28.10.04

Por linhas tortas

Esta história do Buttiglionne, em si mesmo apenas mais um dessa vasta galeria de tolos que a nova direita despudoramente nos impinge, tem que se lhe diga.

A Berlusconi dava-lhe jeito, por razões de política interna, meter na Comissão Europeia um amigo do Papa. A primeira coisa a notar é a originalidade da ideia, até porque o Vaticano não faz parte da União Europeia. A segunda é esta noção de que os Governos podem enfiar lá literalmente quem quiserem, porque a aprovação do Parlamento Europeu é suposta ser um mero pro forma.

Deu-se porém o caso de que, por diversas circunstâncias, a que não é alheio o novo estatuto recém adquirido pelo Parlamento, os deputados resolveram levar a sério o seu papel. Aparece um tótó a dizer que a homossexualidade é pecado, que as mães solteiras são más mães e que os imigrantes deveriam ser internados, e, de repente, toda a gente se apercebe de que o fundamentalismo já se instalara dentro de portas sem pedir licença, e ainda por cima dava-se ao luxo de gozar com o pessoal.
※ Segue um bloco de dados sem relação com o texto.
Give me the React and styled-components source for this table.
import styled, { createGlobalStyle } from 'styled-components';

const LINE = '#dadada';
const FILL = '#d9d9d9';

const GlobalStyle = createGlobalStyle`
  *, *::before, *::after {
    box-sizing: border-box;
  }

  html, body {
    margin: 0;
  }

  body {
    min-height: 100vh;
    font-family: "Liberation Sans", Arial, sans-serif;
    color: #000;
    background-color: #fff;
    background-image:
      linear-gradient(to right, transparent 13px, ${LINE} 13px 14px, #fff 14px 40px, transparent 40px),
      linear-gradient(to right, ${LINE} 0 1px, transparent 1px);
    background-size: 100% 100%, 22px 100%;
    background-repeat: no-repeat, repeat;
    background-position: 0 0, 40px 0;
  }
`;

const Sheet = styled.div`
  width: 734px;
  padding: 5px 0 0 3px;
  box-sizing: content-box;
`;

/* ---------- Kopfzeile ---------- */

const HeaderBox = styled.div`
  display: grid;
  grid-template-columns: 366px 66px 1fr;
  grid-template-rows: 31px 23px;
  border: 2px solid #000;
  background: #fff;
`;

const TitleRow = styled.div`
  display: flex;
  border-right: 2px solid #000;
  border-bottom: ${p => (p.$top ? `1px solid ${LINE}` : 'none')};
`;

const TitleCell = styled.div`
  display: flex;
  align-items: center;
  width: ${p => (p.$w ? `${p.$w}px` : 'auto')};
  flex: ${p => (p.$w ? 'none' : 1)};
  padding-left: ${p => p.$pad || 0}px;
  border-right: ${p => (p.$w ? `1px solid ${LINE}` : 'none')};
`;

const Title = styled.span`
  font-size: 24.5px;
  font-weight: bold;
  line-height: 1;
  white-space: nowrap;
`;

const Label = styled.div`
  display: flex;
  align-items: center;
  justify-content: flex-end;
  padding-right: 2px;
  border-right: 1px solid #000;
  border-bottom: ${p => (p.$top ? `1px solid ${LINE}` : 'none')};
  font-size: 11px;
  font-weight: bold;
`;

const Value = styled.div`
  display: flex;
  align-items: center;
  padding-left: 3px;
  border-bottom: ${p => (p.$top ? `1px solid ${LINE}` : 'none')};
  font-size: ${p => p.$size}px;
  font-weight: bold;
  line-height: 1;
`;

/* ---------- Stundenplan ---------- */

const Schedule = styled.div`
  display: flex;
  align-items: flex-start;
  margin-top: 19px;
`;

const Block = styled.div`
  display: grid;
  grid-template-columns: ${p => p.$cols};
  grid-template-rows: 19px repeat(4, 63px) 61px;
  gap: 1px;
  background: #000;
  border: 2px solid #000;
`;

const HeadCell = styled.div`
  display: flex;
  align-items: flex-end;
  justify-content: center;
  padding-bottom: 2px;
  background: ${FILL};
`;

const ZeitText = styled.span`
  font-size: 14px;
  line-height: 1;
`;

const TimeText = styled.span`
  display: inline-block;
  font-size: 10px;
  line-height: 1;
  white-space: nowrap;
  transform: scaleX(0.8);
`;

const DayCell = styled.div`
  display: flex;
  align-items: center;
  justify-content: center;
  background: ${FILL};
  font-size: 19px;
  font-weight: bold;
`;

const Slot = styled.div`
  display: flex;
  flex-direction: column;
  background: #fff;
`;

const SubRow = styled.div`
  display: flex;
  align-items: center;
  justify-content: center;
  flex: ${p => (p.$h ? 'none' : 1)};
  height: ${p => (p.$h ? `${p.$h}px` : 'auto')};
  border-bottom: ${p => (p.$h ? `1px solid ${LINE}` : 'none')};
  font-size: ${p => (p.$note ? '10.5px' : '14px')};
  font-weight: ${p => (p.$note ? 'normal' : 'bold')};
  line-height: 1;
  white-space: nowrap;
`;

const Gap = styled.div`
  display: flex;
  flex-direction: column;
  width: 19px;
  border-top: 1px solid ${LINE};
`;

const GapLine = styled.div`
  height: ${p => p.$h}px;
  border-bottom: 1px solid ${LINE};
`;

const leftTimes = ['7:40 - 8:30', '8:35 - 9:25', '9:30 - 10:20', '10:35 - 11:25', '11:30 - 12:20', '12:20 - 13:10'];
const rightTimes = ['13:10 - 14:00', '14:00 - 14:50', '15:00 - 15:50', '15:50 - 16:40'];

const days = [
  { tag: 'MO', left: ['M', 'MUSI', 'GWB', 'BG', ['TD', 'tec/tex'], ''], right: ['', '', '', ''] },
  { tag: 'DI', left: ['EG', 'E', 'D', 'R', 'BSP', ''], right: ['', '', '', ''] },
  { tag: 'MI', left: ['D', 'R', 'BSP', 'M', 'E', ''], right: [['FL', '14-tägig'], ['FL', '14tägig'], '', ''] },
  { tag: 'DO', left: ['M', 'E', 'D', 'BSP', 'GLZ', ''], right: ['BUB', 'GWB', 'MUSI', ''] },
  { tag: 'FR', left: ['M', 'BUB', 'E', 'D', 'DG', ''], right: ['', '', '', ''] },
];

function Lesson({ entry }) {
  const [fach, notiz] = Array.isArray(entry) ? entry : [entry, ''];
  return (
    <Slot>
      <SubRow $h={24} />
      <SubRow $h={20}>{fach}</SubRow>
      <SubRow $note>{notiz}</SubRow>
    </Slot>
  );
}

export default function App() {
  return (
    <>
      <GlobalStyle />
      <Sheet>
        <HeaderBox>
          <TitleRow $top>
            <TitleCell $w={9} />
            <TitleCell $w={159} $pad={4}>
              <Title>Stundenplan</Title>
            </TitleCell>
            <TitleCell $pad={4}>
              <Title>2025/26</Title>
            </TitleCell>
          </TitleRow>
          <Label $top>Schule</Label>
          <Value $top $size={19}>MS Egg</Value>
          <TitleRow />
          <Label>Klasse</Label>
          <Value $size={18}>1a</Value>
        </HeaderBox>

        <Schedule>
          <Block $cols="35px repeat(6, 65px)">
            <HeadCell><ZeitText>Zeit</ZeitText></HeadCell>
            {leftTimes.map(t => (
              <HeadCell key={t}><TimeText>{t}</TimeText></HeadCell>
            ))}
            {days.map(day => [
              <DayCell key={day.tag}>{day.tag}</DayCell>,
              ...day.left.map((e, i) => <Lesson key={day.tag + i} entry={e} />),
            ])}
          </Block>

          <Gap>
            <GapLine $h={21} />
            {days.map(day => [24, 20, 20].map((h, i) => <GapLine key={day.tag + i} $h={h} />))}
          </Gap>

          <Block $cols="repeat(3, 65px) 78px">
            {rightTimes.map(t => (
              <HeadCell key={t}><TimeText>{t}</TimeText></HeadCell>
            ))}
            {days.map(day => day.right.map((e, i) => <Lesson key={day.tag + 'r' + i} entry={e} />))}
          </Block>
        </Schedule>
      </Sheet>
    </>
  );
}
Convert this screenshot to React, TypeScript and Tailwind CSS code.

Era de mais, claro. Só um cego ou um comentador conservador português, habituado ao respeitinho da disciplina partidária, é que não via isto. Pôs-se a hipótese de afastar o sujeito, não propriamente por ser tolo, mas por defender posições manifestamente marginais e ofensivas no contexto do viver europeu contemporâneo tal como a esmagadora maioria de nós o entende.

Enquanto o Economist somava a favor do afastamento de Buttiglionne argumentos de peso, fazendo notar o papel que ele tem desempenhado na Itália a ajudar o primeiro-ministro a fugir aos tribunais, alguns católicos portugueses clamaram que estavam a ser perseguidos por delito de opinião. A partir de agora, já sabem, quando não votarem no PP estão a penalizá-lo por delito de opinião e, portanto, a impedi-lo de ir para o governo só por pensar como pensa. Perceberam?

Abro aqui um breve parêntese para fazer notar a surpresa genuína dos católicos portugueses. Eles estão habituados a ver o Papa a passear-se num carro inspirado no batmóvel, só que em branco, rodeado de multidões de betinhos a cantar músicas pimba e a agitar bandeiras, e imaginam que, lá por ser um sucesso de audiências, o catolicismo é hoje muito influente. Aperceberam-se agora subitamente que, se o lado folclórico de João Paulo II entretém, já as suas ideias repelem, e por isso, a bem dizer, a Igreja hoje não risca nada na sociedade europeia.

Mas adiante.

Pessoas habitualmente sensatas contestaram ao parlamento europeu o direito de fazer o que fez, porque pouca gente votou nele. Retomam assim a ideia, tão cara aos grupos extremistas, segundo a qual a abstenção é uma tomada de posição com tanta validade como o voto num partido, ou eventualmente com mais, se acaso for muito expressiva. Isto foi algo que me habituei a ouvir a Portas, nos seus tempo áureos, mas não a José Manuel Fernandes, Pacheco Pereira ou António Barreto, porque põe em causa os fundamentos da democracia representativa. Quem votou, votou; quem não votou, votasse.

Além disso, a atitude interventiva do Parlamento Europeu neste caso é elogiável a vários títulos. A principal razão porque pouca gente vota nas eleições europeias é porque está convencida de que isso não serve para nada. Se começar a acreditar que do seu voto resultarão efeitos políticos reais, muito mais gente começará a votar.

É por tudo isto que esta crise representou um passo em frente na emergência de uma cidadania europeia. Mesmo que, para escrever direito por linhas tortas, Deus tenha tranquilamente sacrificado alguém que abusivamente se apresentava em seu nome. E isso, bem vistas as coisas, também foi um progresso.